The roots of super-exploitation can be traced to slavery. That is why we metalworkers cannot understand our own ANC Government’s reluctance to ban the dehumanising practice of labour broking. We find it particularly hard to understand in the light of the ANC’s good revolutionary track-record, with the Freedom Charter at its centre.
This is the same Freedom Charter that says very clearly: “Child labour, compound labour, the tot system and contract labour shall be abolished.” The ANC is the organisation that has represented the aspirations of the majority of the people of our country, in particular, the working class. The ANC it qualified to be a moral leader of society partly because of the battles waged by the working class under its leadership.
We continue to have faith and believe in the South African working class, as it is the very working class of our country that has been subjected to the worst forms of abuse and exploitation. Yet the humanity of that working class remains intact.
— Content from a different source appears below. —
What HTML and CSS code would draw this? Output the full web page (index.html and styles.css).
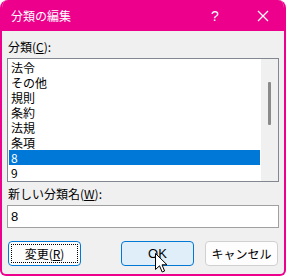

It is the ANC that has always understood that workers’ right are human rights. Yet today the current leadership of the ANC supports the interests of the dominant class over the interests of workers and the poor. This is the same dominant class which exploits the working class.
This can only be a wake-up call to all who are serious about fundamental change. Marx warned us about this when he said: “it is not the consciousness of men that determines their existence but, on the contrary, their social existence that determines their consciousness”. The state in a capitalist mode of production is nothing but an organ of oppression in the interests of the ruling class that exploits the working class.
We must fight to make both the government and business understand that workers’ rights are human rights. All over the world, labour broking is regarded as precarious work. To continue to allow labour broking is a human rights violation. It is real human trafficking. Casualisation, temporary work, privatisation of roads in the form of e-tolls – these must all go.